Counsel for the two councils doggedly argued the doctrine of severance. Where part of a document is unlawful the courts will in certain situations allow the unlawful part to be severed so that the remaining part is lawful.

It sounds simple: cut out the unlawful part relating to the NRC and you are left with the lawful part relating to the KDC.

The problem in this instance is that the documents in question are statutory instruments that create the liability for rates. They have to be compliant in all respects with all the correct information clearly identified. That also applies to any part that remains after severance.

A close examination of the documents established that the lawful information (relating to the KDC) is so intermingled with the unlawful information (relating to the NRC) that the two could not be separated. Severance was not therefore possible.

Another factor is that a rates invoice has to be delivered to the ratepayer in the correct form at least 14 days before there is an obligation to pay the rates. That means that any severed invoice would have to be delivered to the ratepayer before any liability to pay the rates was created. That did not happen.
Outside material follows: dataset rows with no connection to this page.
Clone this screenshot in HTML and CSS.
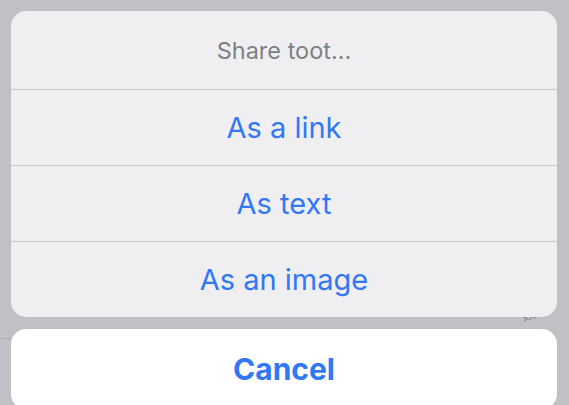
FILE: index.html
```html
<!DOCTYPE html>
<html lang="en">
  <head>
    <meta charset="utf-8" />
    <link rel="stylesheet" href="styles.css">
  </head>
  <body>
    <div class="backdrop">
      <div class="backdrop-line"></div>
      <span class="backdrop-arrows">&gt;&gt;&gt;&gt;&gt;</span>
    </div>
    <main class="action-sheet">
      <section class="sheet">
        <div class="sheet-title">Share toot…</div>
        <button class="sheet-item">As a link</button>
        <button class="sheet-item">As text</button>
        <button class="sheet-item">As an image</button>
      </section>
      <button class="sheet-cancel">Cancel</button>
    </main>
  </body>
</html>
```

FILE: styles.css
```css
html, body {
  margin: 0;
  height: 100%;
  overflow: hidden;
}

body {
  background: #c1c0c5;
  font-family: Inter, "Noto Sans", sans-serif;
  position: relative;
}

.backdrop-line {
  position: absolute;
  left: 0;
  top: 338px;
  width: 11px;
  height: 1px;
  background: #aeadb2;
}

.backdrop-arrows {
  position: absolute;
  left: 522px;
  top: 310px;
  font-size: 9px;
  color: #6f6e73;
  letter-spacing: -1px;
  transform: rotate(-14deg);
}

.action-sheet {
  position: relative;
  padding: 11px 12px 0 11px;
  display: flex;
  flex-direction: column;
  gap: 12px;
}

.sheet {
  background: #efeff1;
  border-radius: 15px;
  display: flex;
  flex-direction: column;
  overflow: hidden;
}

.sheet-title {
  height: 78px;
  display: flex;
  align-items: center;
  justify-content: center;
  font-size: 23.5px;
  color: #7f7f83;
}

button {
  font-family: inherit;
  border: none;
  cursor: pointer;
}

.sheet-item {
  height: 76px;
  border-top: 1px solid #c9c9cc;
  background: transparent;
  font-size: 29px;
  color: #3278f5;
  padding: 0;
}

.sheet-cancel {
  height: 80px;
  background: #fff;
  border-radius: 15px;
  font-size: 30px;
  font-weight: 700;
  color: #3278f5;
  padding: 0;
}
```
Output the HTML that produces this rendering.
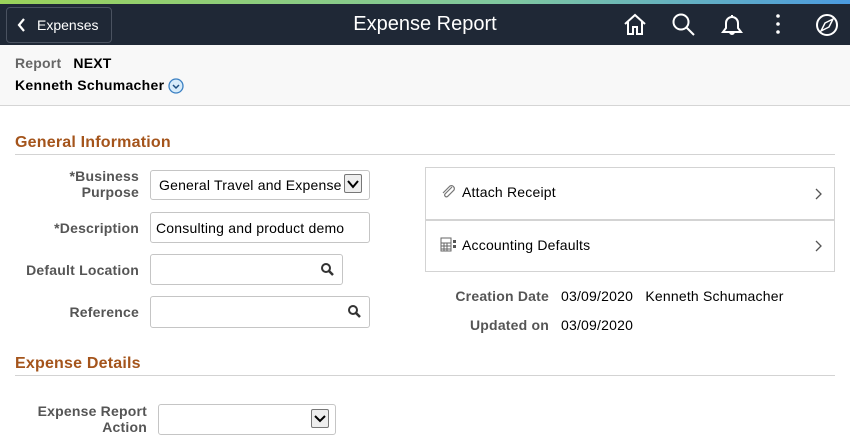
<!DOCTYPE html>
<html><head><meta charset="utf-8"><style>
*{margin:0;padding:0;box-sizing:border-box}
body{width:850px;height:441px;overflow:hidden;background:#fff;font-family:"Liberation Sans",Arial,sans-serif;position:relative}
.a{position:absolute}
.lbl{position:absolute;font-size:14px;font-weight:bold;color:#555;text-align:right;line-height:16px;letter-spacing:0.2px}
.inp{position:absolute;border:1px solid #c5c5c5;border-radius:3px;background:#fff;font-size:14px;color:#000;letter-spacing:0.2px}
.hd{position:absolute;left:15px;width:820px;color:#a4541b;font-size:16px;font-weight:bold;border-bottom:1px solid #d3d3d3;letter-spacing:0.2px}
.dd{position:absolute;width:18px;height:19px;border:1px solid #777;background:#eee;border-radius:2px}
</style></head><body>
<div class="a" style="left:0;top:0;width:850px;height:4px;background:linear-gradient(90deg,#9bd35a,#7fc7a0 60%,#4b9be0)"></div>
<div class="a" style="left:0;top:4px;width:850px;height:41px;background:#1f2836"></div>
<div class="a" style="left:6px;top:7px;width:106px;height:36px;border:1px solid #4a5260;border-radius:4px;color:#fff;font-size:14px;line-height:34px;padding-left:30px">Expenses</div>
<svg class="a" style="left:16px;top:17px" width="12" height="16" viewBox="0 0 12 16"><path d="M8 2 L3 8 L8 14" stroke="#fff" stroke-width="2.2" fill="none"/></svg>
<div class="a" style="left:0;width:850px;top:13px;text-align:center;color:#fff;font-size:20px">Expense Report</div>
<svg class="a" style="left:622px;top:12px" width="220" height="26" viewBox="0 0 220 26" fill="none" stroke="#fff" stroke-width="2">
<path d="M3 12 L13 3 L23 12 M6 10 V22 H11 V15 H15 V22 H20 V10"/>
<circle cx="59" cy="10" r="7.5"/><path d="M64.5 15.5 L72 23"/>
<path d="M101 20 H119 L116 16 V11 A6 6 0 0 0 104 11 V16 Z M108 20 a2 2 0 0 0 4 0 M110 3 V5"/>
<circle cx="156" cy="4" r="1.8" fill="#fff" stroke="none"/><circle cx="156" cy="12" r="1.8" fill="#fff" stroke="none"/><circle cx="156" cy="20" r="1.8" fill="#fff" stroke="none"/>
<circle cx="205" cy="13" r="10"/><path d="M211 7 L207 15 L199 19 L203 11 Z" stroke-width="1.5"/>
</svg>
<div class="a" style="left:0;top:45px;width:850px;height:61px;background:#f8f8f8;border-bottom:1px solid #d5d5d5"></div>
<div class="a" style="left:15px;top:55px;font-size:14px;color:#666;font-weight:bold;letter-spacing:0.2px">Report <span style="color:#000;margin-left:8px">NEXT</span></div>
<div class="a" style="left:15px;top:77px;font-size:14px;color:#000;font-weight:bold;letter-spacing:0.3px">Kenneth Schumacher</div>
<svg class="a" style="left:168px;top:78px" width="16" height="16" viewBox="0 0 16 16"><circle cx="8" cy="8" r="7" fill="#d8ecfa" stroke="#3b80c3" stroke-width="1.3"/><path d="M5 7 L8 10 L11 7" stroke="#1d4e80" stroke-width="1.5" fill="none"/></svg>

<div class="hd" style="top:134px;height:21px">General Information</div>
<div class="lbl" style="left:20px;width:119px;top:168px">*Business<br>Purpose</div>
<div class="inp" style="left:150px;top:170px;width:220px;height:30px;padding:6px 0 0 8px;overflow:hidden;white-space:nowrap">General Travel and Expense</div>
<div class="dd" style="left:344px;top:174px"></div>
<svg class="a" style="left:346px;top:178px" width="14" height="12"><path d="M2 3 L7 9 L12 3" stroke="#000" stroke-width="2" fill="none"/></svg>
<div class="lbl" style="left:20px;width:119px;top:220px">*Description</div>
<div class="inp" style="left:150px;top:212px;width:220px;height:31px;padding:7px 0 0 5px">Consulting and product demo</div>
<div class="lbl" style="left:0;width:139px;top:262px">Default Location</div>
<div class="inp" style="left:150px;top:254px;width:193px;height:31px"></div>
<div class="lbl" style="left:0;width:139px;top:304px">Reference</div>
<div class="inp" style="left:150px;top:296px;width:220px;height:32px"></div>
<svg class="a" style="left:320px;top:262px" width="16" height="16"><circle cx="6" cy="6" r="4" stroke="#333" stroke-width="2" fill="none"/><path d="M9 9 L13 13" stroke="#333" stroke-width="2.5"/></svg>
<svg class="a" style="left:347px;top:304px" width="16" height="16"><circle cx="6" cy="6" r="4" stroke="#333" stroke-width="2" fill="none"/><path d="M9 9 L13 13" stroke="#333" stroke-width="2.5"/></svg>

<div class="a" style="left:425px;top:167px;width:410px;height:105px;border:1px solid #d3d3d3"></div>
<div class="a" style="left:426px;top:219px;width:408px;height:2px;background:#d3d3d3"></div>
<svg class="a" style="left:441px;top:184px" width="16" height="14" viewBox="0 0 16 14"><path d="M11 3 L4 10 a1.8 1.8 0 0 0 2.5 2.5 L13 6 a3 3 0 0 0 -4 -4 L2 9" stroke="#777" stroke-width="1.2" fill="none"/></svg>
<div class="a" style="left:462px;top:184px;font-size:14px;letter-spacing:0.2px">Attach Receipt</div>
<svg class="a" style="left:440px;top:237px" width="20" height="16"><rect x="1" y="1" width="10" height="13" fill="none" stroke="#666"/><path d="M1 6 H11 M1 9 H11 M1 12 H11 M4 6 V14 M7 6 V14" stroke="#666"/><rect x="13" y="3" width="3" height="3" fill="#555"/><rect x="13" y="8" width="3" height="3" fill="#555"/></svg>
<div class="a" style="left:462px;top:237px;font-size:14px;letter-spacing:0.2px">Accounting Defaults</div>
<svg class="a" style="left:814px;top:188px" width="10" height="12"><path d="M2 1 L7 6 L2 11" stroke="#555" stroke-width="1.3" fill="none"/></svg>
<svg class="a" style="left:814px;top:240px" width="10" height="12"><path d="M2 1 L7 6 L2 11" stroke="#555" stroke-width="1.3" fill="none"/></svg>
<div class="lbl" style="left:400px;width:149px;top:288px">Creation Date</div>
<div class="a" style="left:561px;top:288px;font-size:14px;letter-spacing:0.2px">03/09/2020&nbsp;&nbsp;&nbsp;Kenneth Schumacher</div>
<div class="lbl" style="left:400px;width:149px;top:317px">Updated on</div>
<div class="a" style="left:561px;top:317px;font-size:14px;letter-spacing:0.2px">03/09/2020</div>

<div class="hd" style="top:355px;height:21px">Expense Details</div>
<div class="lbl" style="left:0;width:147px;top:403px">Expense Report<br>Action</div>
<div class="inp" style="left:158px;top:404px;width:178px;height:31px"></div>
<div class="dd" style="left:311px;top:409px"></div>
<svg class="a" style="left:313px;top:413px" width="14" height="12"><path d="M2 3 L7 8 L12 3" stroke="#000" stroke-width="2" fill="none"/></svg>
</body></html>
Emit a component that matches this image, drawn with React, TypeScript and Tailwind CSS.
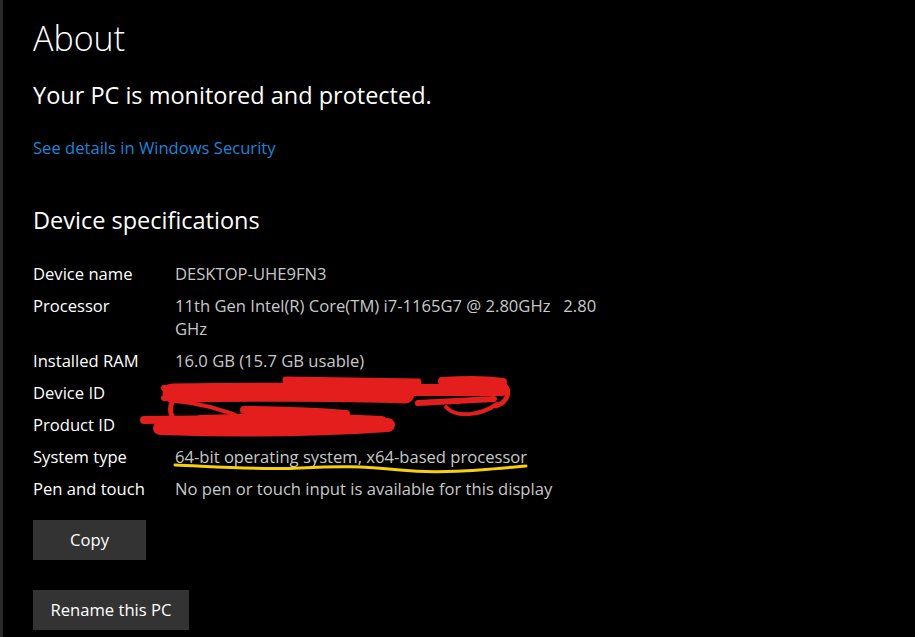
import React from "react";

const font = { fontFamily: '"Open Sans", "Noto Sans", sans-serif' };

const rows: { label: string; value: React.ReactNode }[] = [
  { label: "Device name", value: "DESKTOP-UHE9FN3" },
  {
    label: "Processor",
    value: (
      <>
        11th Gen Intel(R) Core(TM) i7-1165G7 @ 2.80GHz&nbsp;&nbsp;&nbsp;2.80
        <br />
        GHz
      </>
    ),
  },
  { label: "Installed RAM", value: "16.0 GB (15.7 GB usable)" },
  { label: "Device ID", value: "" },
  { label: "Product ID", value: "" },
  { label: "System type", value: "64-bit operating system, x64-based processor" },
  { label: "Pen and touch", value: "No pen or touch input is available for this display" },
];

export default function App() {
  return (
    <div className="relative flex h-[637px] w-[915px] overflow-hidden bg-black" style={font}>
      <div className="w-[3px] shrink-0 bg-[#2a2a2a]" />
      <div className="flex flex-col pl-[30px]">
        <h1 className="mt-[18px] text-[34px] font-light leading-[40px] text-white">About</h1>
        <p className="mt-[21px] text-[23.5px] font-normal leading-[32px] text-white">
          Your PC is monitored and protected.
        </p>
        <a className="mt-[25px] text-[16.6px] leading-[24px] text-[#1a86d9]">See details in Windows Security</a>
        <h2 className="mt-[44px] text-[23.5px] font-normal leading-[32px] text-white">Device specifications</h2>
        <div className="mt-[26px] flex flex-col gap-[9px]">
          {rows.map((r) => (
            <div key={r.label} className="flex text-[16.6px] leading-[23px]">
              <div className="w-[142px] shrink-0 text-white">{r.label}</div>
              <div className="w-[440px] text-[#c8c8c8]">{r.value || "\u00a0"}</div>
            </div>
          ))}
        </div>
        <button className="mt-[20px] h-[40px] w-[113px] bg-[#333333] text-[16.6px] text-white">Copy</button>
        <button className="mt-[30px] h-[40px] w-[156px] bg-[#333333] text-[16.6px] text-white">Rename this PC</button>
      </div>
      <svg
        className="pointer-events-none absolute left-0 top-0"
        width="915"
        height="637"
        viewBox="0 0 915 637"
        fill="none"
        strokeLinecap="round"
        strokeLinejoin="round"
      >
        <g stroke="#e41d1d">
          <path d="M172 393 C 250 392, 350 392, 405 394" strokeWidth="19" />
          <path d="M164 388 L 180 387" strokeWidth="6" />
          <path d="M164 398 L 180 398" strokeWidth="6" />
          <path d="M286 380 L 418 382" strokeWidth="7" />
          <path d="M442 381 C 470 379, 490 380, 503 382" strokeWidth="8" />
          <path d="M400 390 L 502 390" strokeWidth="12" />
          <path d="M418 403 L 494 399" strokeWidth="6" />
          <path d="M502 383 C 512 390, 508 402, 496 406" strokeWidth="5" />
          <path d="M446 407 C 456 418, 480 416, 497 404" strokeWidth="4" />
          <path d="M144 420 L 250 419" strokeWidth="8" />
          <path d="M160 428 C 250 431, 330 429, 388 425" strokeWidth="14" />
          <path d="M200 420 C 260 418, 330 418, 382 421" strokeWidth="10" />
          <path d="M244 410 C 280 410, 320 412, 346 414" strokeWidth="8" />
          <path d="M172 402 C 170 407, 170 412, 172 416" strokeWidth="5" />
          <path d="M175 401 C 200 403, 225 410, 248 420" strokeWidth="4" />
        </g>
        <path
          d="M175 465 C 220 467, 260 470, 300 468 S 360 466, 400 470 S 480 470, 526 466"
          stroke="#f6d10a"
          strokeWidth="3"
        />
      </svg>
    </div>
  );
}
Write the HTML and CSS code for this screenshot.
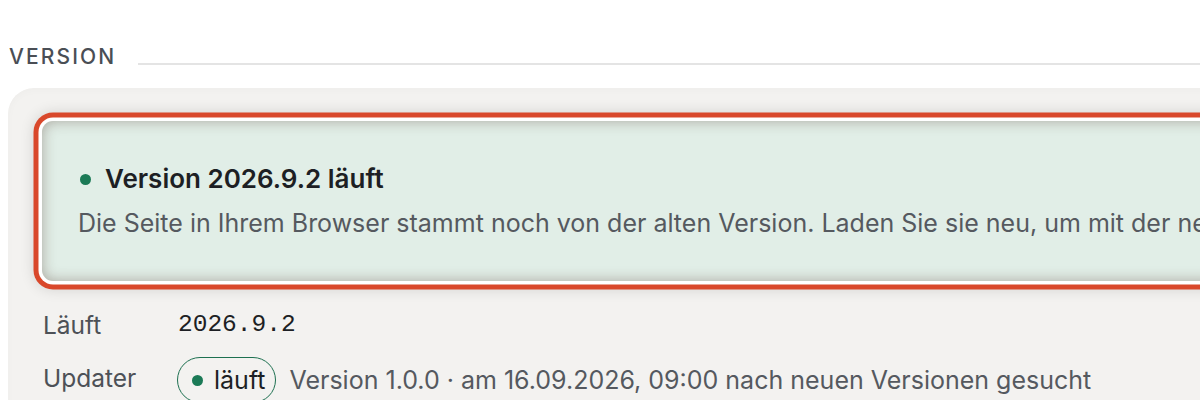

And that was about it. Those were the main legal issues that were discussed but of course there is no guarantee that they will actually form the basis of the Court’s decision. We learned from the Heath J hearing that what is said in court can have little bearing on the final outcome.

We also do not know how long it will be before the judgment is issued.

What we do know is that if the Rogans win the appeal then the High Court will almost certainly refer the case back to the District Court for a re-hearing. The decision in the lower court was based solely on the meaning of section 60 and the defects in the rating documents was not fully argued. It is therefore appropriate that the District Court has the opportunity to assess the defence raised by the Rogans.